Match the machine to the size and rhythm of your workplace
The best vending machine for employees in a small professional office is not always the best fit for a distribution center, school staff area, or mixed-use commercial building. Employee count matters, but so does traffic rhythm.
Some workplaces have predictable break periods with short bursts of heavy use. Others have steady all-day traffic. Some locations need vending mainly for staff, while others also serve customers, visitors, or contractors. These differences affect how much capacity you need and how often restocking should happen.
A smaller machine can work very well in a low- to moderate-traffic office if the product mix is strong and service is consistent. A higher-volume location may need larger machines, multiple units, or a broader snack-and-drink setup to keep pace. This is why a site-specific recommendation is usually better than choosing based on machine appearance alone.
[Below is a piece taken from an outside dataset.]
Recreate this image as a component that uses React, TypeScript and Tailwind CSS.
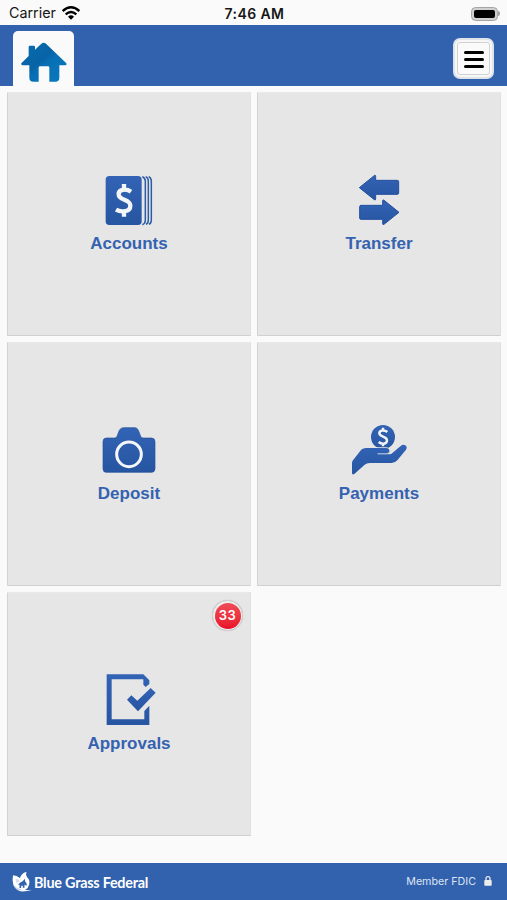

The best choice is usually the one that reduces friction
For business decision-makers, vending should solve a practical problem. It should give employees easy access to snacks and drinks without creating another system to manage. It should reduce trips offsite, improve breakroom convenience, and support a more comfortable workday.
That means the best machine is rarely the one with the most features on paper. It is the one that fits your location, serves the preferences of your workforce, and comes with dependable support behind it. In many Atlanta-area workplaces, that means modern equipment, a curated product mix, cashless payment, and service that stays consistent over time.
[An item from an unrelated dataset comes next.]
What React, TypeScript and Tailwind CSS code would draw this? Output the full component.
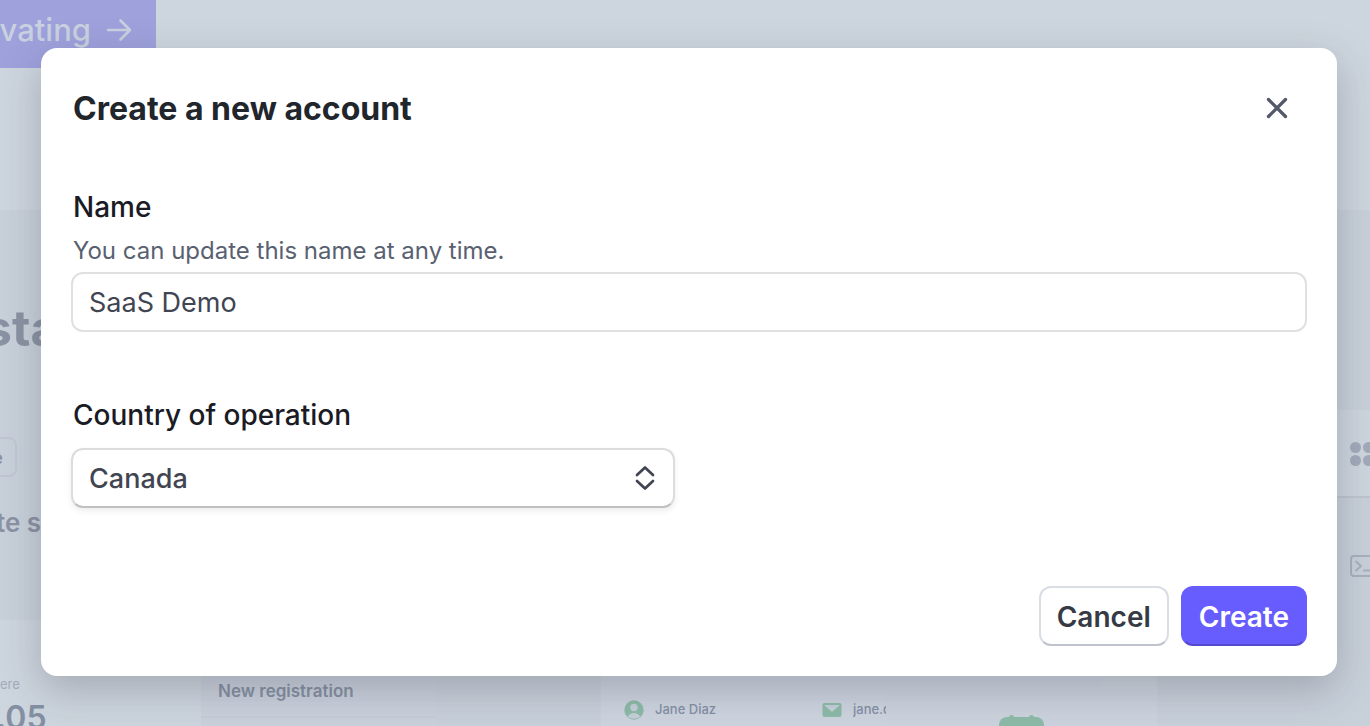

K & A Vending Solutions LLC approaches vending with that workplace-first mindset. The goal is not just to place a machine. It is to provide a refreshment solution that feels useful, current, and easy for both employees and management.
If you are evaluating vending for your location, start by asking a simple question: what would make breaks easier here? Sometimes that means a compact combo unit in an office lobby. Sometimes it means separate snack and beverage machines in a larger employee area. Either way, the best answer is the one your team will actually count on during the workday.
A good vending machine fills a space. The right one fills a need, and employees can feel the difference every day.